A second assessment of the arrangement, Adrian Schofield et al.'s Northeast U.S. Airline Market Reshaped by Large Slot Deals, Aviation Wk., Aug. 16, 2009 (available here), also assesses the smaller, but noteworthy, Continental/AirTran Airways deal.
Monday, August 17, 2009
Civil aviation can't get a break it seems. According to a story out today discusses the possibility that major U.S. carriers will have to continue cutting size and capacity even after the present economic downturn abates. See Susan Carey, Airline Industry Sees Pain Extending Beyond the Recession, Wall St. J., Aug. 17, 2009 (available here). From the story:
Growing smaller means parking planes, laying off workers and dropping destinations, meaning potential customers have fewer reasons to book. Earlier this month, Delta Air Lines Inc. cited a gloomy revenue outlook for the rest of the year in its plans to cut more management jobs. If passengers don't return to the skies and fares don't rise, some airlines could run low on cash, raising the specter of additional bankruptcies.

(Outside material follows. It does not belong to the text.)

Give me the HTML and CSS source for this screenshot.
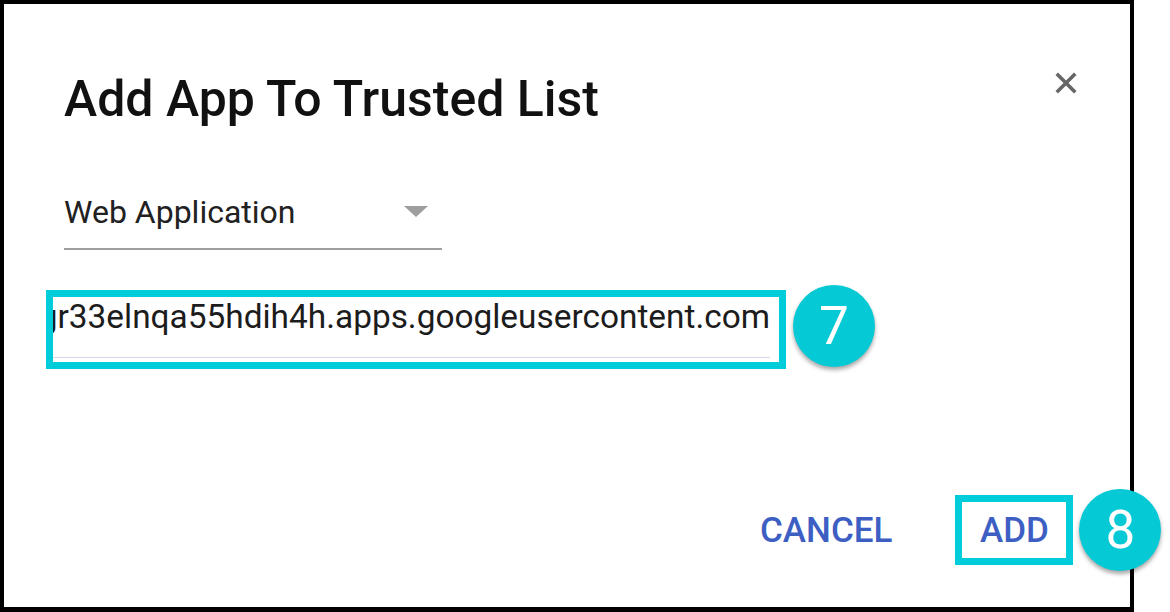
FILE: index.html
```html
<!DOCTYPE html>
<html lang="en">
<head>
  <meta charset="UTF-8" />
  <meta name="viewport" content="width=device-width, initial-scale=1.0"/>
  <title>Add App To Trusted List</title>
  <link rel="stylesheet" href="styles.css">
</head>
<body>
  <div class="frame">
    <div class="dialog-head">
      <h1>Add App To Trusted List</h1>
      <button class="close" aria-label="Close">
        <svg width="22" height="22" viewBox="0 0 22 22">
          <path d="M3 3 L19 19 M19 3 L3 19" stroke="#666" stroke-width="3.6" stroke-linecap="square"/>
        </svg>
      </button>
    </div>

    <div class="select">
      <span>Web Application</span>
      <span class="arrow"></span>
    </div>

    <div class="field-row">
      <div class="field">
        <div class="field-input"><span>40721856093-kt8v2m0sbq1ogr33elnqa55hdih4h.apps.googleusercontent.com</span></div>
      </div>
      <span class="badge badge-7">7</span>
    </div>

    <div class="actions">
      <button class="btn">CANCEL</button>
      <div class="highlight">
        <button class="btn">ADD</button>
      </div>
      <span class="badge badge-8">8</span>
    </div>
  </div>
</body>
</html>
```

FILE: styles.css
```css
* { box-sizing: border-box; }
body {
  margin: 0;
  background: #fff;
  font-family: Roboto, 'Liberation Sans', sans-serif;
}
.frame {
  width: 1134px;
  height: 612px;
  border: 4px solid #000;
  border-bottom-width: 5px;
  padding: 70px 0 0 60px;
  background: #fff;
}
.dialog-head {
  display: flex;
  justify-content: space-between;
  align-items: flex-start;
  margin-right: 53px;
}
h1 {
  margin: 0;
  font-size: 50px;
  line-height: 50px;
  font-weight: 500;
  color: #111;
}
.close {
  background: none;
  border: none;
  padding: 0;
  margin-top: -2px;
  width: 22px;
  height: 22px;
  cursor: pointer;
}
.close svg { display: block; }
.select {
  width: 378px;
  margin-top: 72px;
  padding: 0 14px 20px 0;
  border-bottom: 2px solid #9e9e9e;
  display: flex;
  justify-content: space-between;
  align-items: flex-start;
  font-size: 32px;
  line-height: 32px;
  color: #212121;
}
.arrow {
  margin-top: 10px;
  width: 0;
  height: 0;
  border-left: 12px solid transparent;
  border-right: 12px solid transparent;
  border-top: 11px solid #9e9e9e;
}
.field-row {
  display: flex;
  align-items: flex-start;
  margin: 40px 0 0 -18px;
}
.field {
  width: 740px;
  height: 79px;
  border: 7px solid #00cdd9;
  padding: 4px 0;
  flex-shrink: 0;
}
.field-input {
  height: 57px;
  margin-right: 9px;
  padding-top: 1px;
  border-bottom: 1px solid #d8d6e8;
  display: flex;
  justify-content: flex-end;
  overflow: hidden;
  white-space: nowrap;
  font-size: 33.4px;
  line-height: 30px;
  color: #1c1c1c;
}
.field-input span { flex-shrink: 0; }
.badge {
  width: 82px;
  height: 82px;
  border-radius: 50%;
  background: #06c9d6;
  color: #fff;
  display: flex;
  align-items: center;
  justify-content: center;
  font-size: 53px;
  box-shadow: 0 3px 4px rgba(0,0,0,0.35);
  flex-shrink: 0;
}
.badge-7 {
  margin: -5px 0 0 7px;
}
.actions {
  display: flex;
  align-items: center;
  margin: 120px 0 0 696px;
}
.btn {
  background: none;
  border: none;
  padding: 0;
  font-family: inherit;
  font-size: 35px;
  font-weight: 500;
  color: #3d5fc4;
  cursor: pointer;
  flex-shrink: 0;
}
.highlight {
  margin-left: 63px;
  width: 118px;
  height: 70px;
  border: 7px solid #00cdd9;
  display: flex;
  align-items: center;
  justify-content: center;
  flex-shrink: 0;
}
.badge-8 {
  margin-left: 6px;
}
```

Airlines are suffering huge revenue declines as customers put off purchases, trade down to cheaper fares and bank more personal income. Airlines fear that this behavior will stick, exacerbating the "new normal" the industry has been grappling with for the past eight years.
Air Transport World has a new editorial online concerning the Department of Transportation's steadfast refusal to cave to the Justice Department's objections to the expanded Star Alliance. See Perry Flint, Editorial, Sigh of Relief, Air Transp. World, Aug. 17, 2009 (available here). The piece concludes by noting:
[The DOT] acknowledged something too quickly dismissed by DOJ (and some members of Congress): "Were [DOT] to suddenly change our antitrust immunity and public interest approach, as DOJ suggests, the credibility of the US government with its international aviation partners would be significantly compromised and our ability not only to reach new Open-Skies agreements but also to maintain those agreements that we have already achieved would be undermined." Still, it appears that the industry may be reaching a saturation point where regulators on both sides of the Atlantic begin to limit the future growth of alliances. DOJ may have lost this battle but it is unlikely to give up the field. Meanwhile, across the pond the European Commission is taking a very close look at Atlantic Plus Plus and the proposed joint venture among American Airlines, British Airways and Iberia. Those unaligned airlines that are sitting on the fence may find the alliance gate is swinging closed to them just as the economic storm drives them to seek shelter.
Even though the author recognizes the challenges ahead for alliances, the situation appears more dire than he lets on. First, the DOJ is definitely not giving up its quest for vigorous antitrust enforcement and is fully expected to attack the pending oneworld Alliance application. Second, the Senate Judiciary Committee remains steadfast in its criticisms of airline alliances and will be holding hearings on them in the near future. And last, but not least, the 2009 FAA Reauthorization Act could sunset all of the alliances' antitrust immunity and potentially lead to the DOT losing its immunization powers altogether. While it is true that the European Commission has kept its eye on the expanding alliance networks, there no evidence that they have departed from their generally positive view of the ventures. In an operating environment where the nationality rule still dominates, alliances remain the "second best" option available.